"Anyone who gives you a drink of water (because you are a disciple). . . will not, I assure you, go without his reward." (Mt. 9:41). In these weeks, to be honest,I felt enveloped by God's love. Friends, providence, mutual love in the community, many spiritual blessings, feeling good with my health, adjusted to my diabetes. God, You have pampered me a lot! (This happened often times in my life when more responsibilities with more sufferings are coming).
But I would like to write about those who were giving my a lot of "drinking" water. Water is also a symbol of the Holy Spirit, its fruits? Love, joy, patience, etc. All these do not come in an instant but through persons who love. Friends who offered their friendships, persons whom I have not even meet are very good and kind to me. Is it because I am a disiciple of Someone? For sure! And it is this Someone whom I might sidetrack and focus on the effects of this "life-giving water" Yes, He identified Himself with the Source of life giving water, but I could be stupid not to connect both.
Once, my bishop told me about that during the second world war, since there were bombings in Intramuros, the parish priest decided to transfer the Blessed Sacrament to a safer place, He used a donkey to carry the tabernacle on its back, and while the donkey is walking through the streets, he realized that the faithful are kneeling down when he approaches. He thought that they are doing it for him, and it entered his stupid head that he is a VIP. We are like that donkey, the bishop told me. I am that stupid donkey!
How easy it is for me to enjoy and be gratified about the gifts that God is showing me, sometimes forgetting that behind those gifts of persons, friendships, genuine relationships, is God who is love. Even persons in the blogosphere, are very kind to me, and I have to admit, I enjoy it, perhaps without knowing, like that stupid donkey.
I wanted to thank God for this month of graces, lots of them, expressed by those who might even be reading this journal. Persons whom I might not know but expressed the love of God for me. The providence that I received for my apostolate, which otherwise could not be attained through my work only. The joy of community-life and friendships of those who are continuously praying for me. Oh God, so immense is you love for me! I pray that you will not spoil me as you have spoiled me before, or rather it was me who spoiled myself by not seeing through these events, gifts, persons that You are the souce of everything. All are expressions of your love!

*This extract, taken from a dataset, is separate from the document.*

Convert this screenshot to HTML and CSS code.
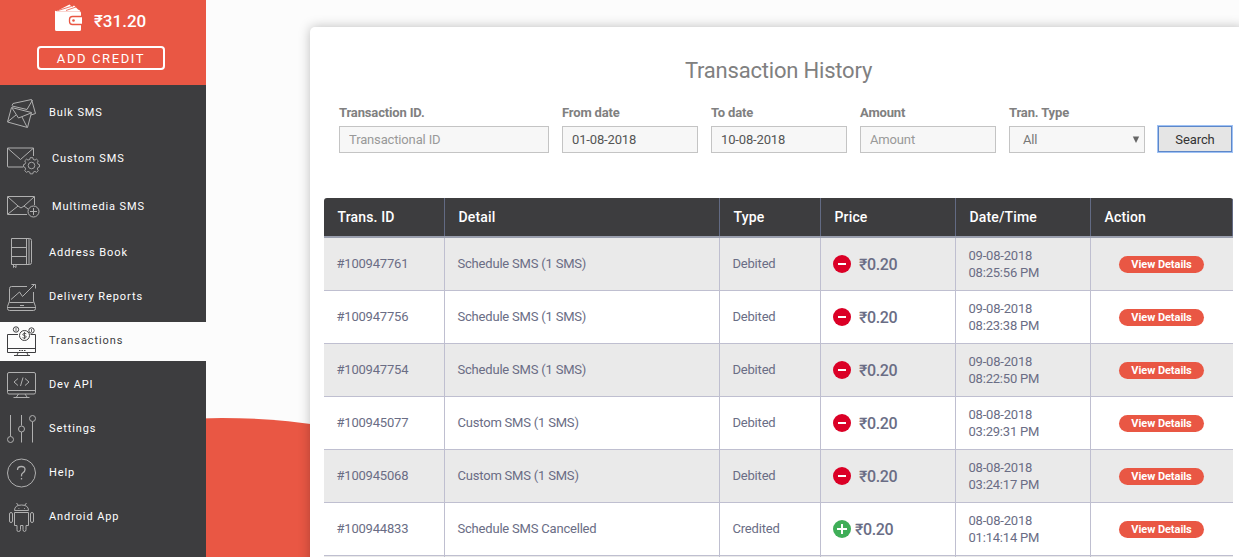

I could not but pray for these persons! I could not but enter more in Your reality which is Caritas, charity, love. I could not but spurred to also do my part - to give "a drink of water": a smile, an understanding, an encouragement, some kind words, or silence in prayer, counsel, to give time, to give an ear. There are infinite ways, to give "water" Lord. I pray that you enlighten me to give this "living water".
Was it not this "water" that we gave when we welcomed two poor familes during the storm called Milenyo? Was it not this "water" when we helped that lady financially to be operated, even when our budget was stretched. Was it not You who inspired us to save money in order to have some for the needy? What is not You who encouraged us to live so that our unity in the community could increase? Was it not you who pushed one of us to learned about micro lending in order to help a family put up a small business? Perhaps, yes, perhaps no, I don't care. What is important is it also makes my heart lighter and a smile in my lips would come when I remember them during the night before I sleep in your love.